The National Security Archive at George Washington University has used FOIA to obtain dissent cables. The archive's requests to the State Department for cables from the 1970s and the 1980s were initially denied, with the department citing FOIA Exemption 5, which allows agencies to refuse FOIA requests for "predecisional" documents. However, the FOIA Improvement Act of 2016 prohibited agencies from using this exemption for documents more than 25 years old. As a result, the Archive re-requested the dissent cables, and following a lawsuit, the State Department began turning them over to the Archives. In 2018, the Archives publicly posted the dissent cables that it had received, along with responses by the State Department Policy Planning Staff, including Anthony Lake, Warren Christopher, and Paul Wolfowitz.

==Constructive Dissent Award==
Foreign service members who make constructive use of the Dissent Channel may be eligible to receive the American Foreign Service Association's Constructive Dissent Awards (although use of the channel is not required to be eligible).

==Similar mechanisms==
USAID also has a similar channel, the Direct Channel, established in 2011. Unlike the Dissent Channel, this is open to foreign national employees of USAID, and contractors. Several science-oriented federal agencies also have dissent channels: the Nuclear Regulatory Commission (the "Differing Professional Opinion" established after the Three Mile Island accident), the U.S. Department of Energy (process created in 2005), NASA (process created after the 2003 Space Shuttle Columbia disaster), and the U.S. Food and Drug Administration Center for Drug Evaluation and Research (process created in 2004 and revised in 2010).
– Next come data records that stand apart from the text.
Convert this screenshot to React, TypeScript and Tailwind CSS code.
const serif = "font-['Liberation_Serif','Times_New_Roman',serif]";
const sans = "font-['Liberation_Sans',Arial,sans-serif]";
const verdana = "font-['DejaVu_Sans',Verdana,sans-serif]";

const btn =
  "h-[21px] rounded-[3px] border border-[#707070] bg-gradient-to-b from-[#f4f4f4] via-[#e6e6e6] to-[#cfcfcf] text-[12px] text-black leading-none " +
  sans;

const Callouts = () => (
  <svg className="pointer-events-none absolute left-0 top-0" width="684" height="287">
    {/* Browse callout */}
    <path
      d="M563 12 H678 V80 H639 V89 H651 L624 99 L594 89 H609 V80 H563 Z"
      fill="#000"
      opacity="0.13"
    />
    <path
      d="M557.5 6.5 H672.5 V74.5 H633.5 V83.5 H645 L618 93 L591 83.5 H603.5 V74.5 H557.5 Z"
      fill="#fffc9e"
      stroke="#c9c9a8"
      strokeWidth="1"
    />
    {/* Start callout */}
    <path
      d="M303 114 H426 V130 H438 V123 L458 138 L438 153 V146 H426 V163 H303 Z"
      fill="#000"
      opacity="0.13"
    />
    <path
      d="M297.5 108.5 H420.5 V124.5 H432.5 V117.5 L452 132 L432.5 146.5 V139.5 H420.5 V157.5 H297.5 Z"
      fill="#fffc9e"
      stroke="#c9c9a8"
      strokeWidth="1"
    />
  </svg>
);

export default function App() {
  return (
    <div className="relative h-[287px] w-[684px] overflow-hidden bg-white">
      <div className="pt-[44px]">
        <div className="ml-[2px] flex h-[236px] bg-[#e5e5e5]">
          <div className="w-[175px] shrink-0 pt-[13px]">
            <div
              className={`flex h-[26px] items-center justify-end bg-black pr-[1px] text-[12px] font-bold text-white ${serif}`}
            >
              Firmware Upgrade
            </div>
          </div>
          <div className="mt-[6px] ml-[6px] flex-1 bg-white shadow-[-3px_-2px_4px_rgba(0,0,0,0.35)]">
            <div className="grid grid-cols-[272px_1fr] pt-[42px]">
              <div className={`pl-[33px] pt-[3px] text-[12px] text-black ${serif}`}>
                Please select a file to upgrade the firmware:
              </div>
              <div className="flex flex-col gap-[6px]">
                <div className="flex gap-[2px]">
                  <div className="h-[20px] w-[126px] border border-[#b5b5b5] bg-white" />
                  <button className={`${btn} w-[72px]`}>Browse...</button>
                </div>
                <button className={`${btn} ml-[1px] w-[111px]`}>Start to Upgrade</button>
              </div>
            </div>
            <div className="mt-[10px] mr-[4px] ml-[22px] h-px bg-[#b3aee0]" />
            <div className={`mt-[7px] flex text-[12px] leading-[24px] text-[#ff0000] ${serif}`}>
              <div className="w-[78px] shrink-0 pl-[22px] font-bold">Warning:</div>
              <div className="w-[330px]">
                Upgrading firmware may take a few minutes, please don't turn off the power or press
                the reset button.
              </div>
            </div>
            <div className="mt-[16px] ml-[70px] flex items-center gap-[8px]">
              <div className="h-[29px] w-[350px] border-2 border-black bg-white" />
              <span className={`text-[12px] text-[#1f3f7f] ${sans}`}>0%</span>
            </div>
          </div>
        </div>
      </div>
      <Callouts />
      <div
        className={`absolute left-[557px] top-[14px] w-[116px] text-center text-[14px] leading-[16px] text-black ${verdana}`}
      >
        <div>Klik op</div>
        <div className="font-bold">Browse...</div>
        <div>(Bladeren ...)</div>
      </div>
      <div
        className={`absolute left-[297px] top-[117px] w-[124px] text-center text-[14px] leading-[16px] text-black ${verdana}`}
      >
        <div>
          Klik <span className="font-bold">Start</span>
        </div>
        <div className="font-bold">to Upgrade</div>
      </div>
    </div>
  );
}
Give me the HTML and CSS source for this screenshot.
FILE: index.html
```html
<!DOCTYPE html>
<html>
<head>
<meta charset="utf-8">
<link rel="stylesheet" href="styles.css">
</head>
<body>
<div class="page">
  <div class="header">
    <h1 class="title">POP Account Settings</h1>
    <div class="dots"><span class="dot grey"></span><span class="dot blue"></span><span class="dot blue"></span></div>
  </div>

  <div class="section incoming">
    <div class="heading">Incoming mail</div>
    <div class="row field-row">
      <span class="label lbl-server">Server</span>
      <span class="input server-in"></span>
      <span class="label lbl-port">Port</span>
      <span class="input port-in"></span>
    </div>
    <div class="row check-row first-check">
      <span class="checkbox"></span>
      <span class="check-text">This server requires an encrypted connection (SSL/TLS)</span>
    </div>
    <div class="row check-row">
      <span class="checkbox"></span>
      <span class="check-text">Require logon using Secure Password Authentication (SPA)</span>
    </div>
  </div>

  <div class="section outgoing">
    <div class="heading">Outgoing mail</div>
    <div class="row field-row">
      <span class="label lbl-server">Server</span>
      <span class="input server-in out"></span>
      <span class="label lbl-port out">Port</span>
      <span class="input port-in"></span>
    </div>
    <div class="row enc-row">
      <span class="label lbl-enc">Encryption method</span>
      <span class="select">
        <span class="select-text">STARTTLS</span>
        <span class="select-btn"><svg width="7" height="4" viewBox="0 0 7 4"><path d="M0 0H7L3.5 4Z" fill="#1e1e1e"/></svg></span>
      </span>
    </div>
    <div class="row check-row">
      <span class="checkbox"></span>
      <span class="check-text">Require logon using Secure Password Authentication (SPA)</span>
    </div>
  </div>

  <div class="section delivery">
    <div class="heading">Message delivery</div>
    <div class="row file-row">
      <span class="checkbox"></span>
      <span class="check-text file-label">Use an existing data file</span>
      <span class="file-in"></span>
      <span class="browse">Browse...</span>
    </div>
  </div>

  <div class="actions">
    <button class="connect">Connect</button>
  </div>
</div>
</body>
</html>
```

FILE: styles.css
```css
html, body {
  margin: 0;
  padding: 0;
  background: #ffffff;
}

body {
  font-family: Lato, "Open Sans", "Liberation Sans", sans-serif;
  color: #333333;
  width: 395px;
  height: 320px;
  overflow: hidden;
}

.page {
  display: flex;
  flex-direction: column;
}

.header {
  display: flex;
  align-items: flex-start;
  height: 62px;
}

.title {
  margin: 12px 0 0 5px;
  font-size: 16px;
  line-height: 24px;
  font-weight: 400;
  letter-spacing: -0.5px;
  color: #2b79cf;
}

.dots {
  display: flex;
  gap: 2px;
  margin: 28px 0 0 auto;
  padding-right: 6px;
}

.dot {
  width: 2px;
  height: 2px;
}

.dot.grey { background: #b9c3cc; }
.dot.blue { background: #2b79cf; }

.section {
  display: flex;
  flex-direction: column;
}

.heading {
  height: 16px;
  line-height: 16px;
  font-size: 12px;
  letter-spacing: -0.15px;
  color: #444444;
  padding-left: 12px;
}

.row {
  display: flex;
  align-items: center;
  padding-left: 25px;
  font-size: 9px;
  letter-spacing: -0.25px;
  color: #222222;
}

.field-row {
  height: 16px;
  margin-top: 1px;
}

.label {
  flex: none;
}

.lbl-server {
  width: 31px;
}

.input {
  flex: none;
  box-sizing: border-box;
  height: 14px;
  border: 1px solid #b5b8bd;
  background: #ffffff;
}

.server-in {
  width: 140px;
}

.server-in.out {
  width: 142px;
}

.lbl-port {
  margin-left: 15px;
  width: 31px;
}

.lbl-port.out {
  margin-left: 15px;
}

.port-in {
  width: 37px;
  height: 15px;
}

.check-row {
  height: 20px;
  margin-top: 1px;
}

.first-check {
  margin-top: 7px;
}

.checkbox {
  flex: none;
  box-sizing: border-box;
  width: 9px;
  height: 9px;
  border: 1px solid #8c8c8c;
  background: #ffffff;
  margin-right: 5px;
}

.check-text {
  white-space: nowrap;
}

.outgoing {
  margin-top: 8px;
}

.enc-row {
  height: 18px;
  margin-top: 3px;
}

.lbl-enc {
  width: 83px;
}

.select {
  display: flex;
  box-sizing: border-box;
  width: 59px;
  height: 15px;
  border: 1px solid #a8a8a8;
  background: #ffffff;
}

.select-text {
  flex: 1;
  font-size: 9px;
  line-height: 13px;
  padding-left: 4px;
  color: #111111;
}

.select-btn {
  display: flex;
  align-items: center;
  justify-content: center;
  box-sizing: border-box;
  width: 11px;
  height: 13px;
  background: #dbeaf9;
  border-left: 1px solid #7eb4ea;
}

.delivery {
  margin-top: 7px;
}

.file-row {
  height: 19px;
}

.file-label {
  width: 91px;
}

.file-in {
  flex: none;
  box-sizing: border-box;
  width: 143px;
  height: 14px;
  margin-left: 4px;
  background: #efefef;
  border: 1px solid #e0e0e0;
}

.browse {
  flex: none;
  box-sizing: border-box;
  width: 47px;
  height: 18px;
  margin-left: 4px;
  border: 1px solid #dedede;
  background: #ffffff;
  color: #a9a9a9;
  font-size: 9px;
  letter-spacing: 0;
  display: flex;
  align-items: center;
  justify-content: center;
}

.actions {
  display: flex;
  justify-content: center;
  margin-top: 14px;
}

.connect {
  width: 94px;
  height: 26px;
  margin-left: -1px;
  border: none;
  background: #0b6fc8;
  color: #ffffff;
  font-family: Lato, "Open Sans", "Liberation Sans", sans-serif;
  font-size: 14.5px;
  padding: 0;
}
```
The Central Intelligence Agency has "red teams" of intelligence officers and analysts "dedicated to arguing against the intelligence community's conventional wisdom and spotting flaws in logic and analysis." Neal Katyal writes that the State Department's Dissent Channel is analogous, and argues that the federal government needs more such intra-agency checks in order to institutionalize the practice of dissent.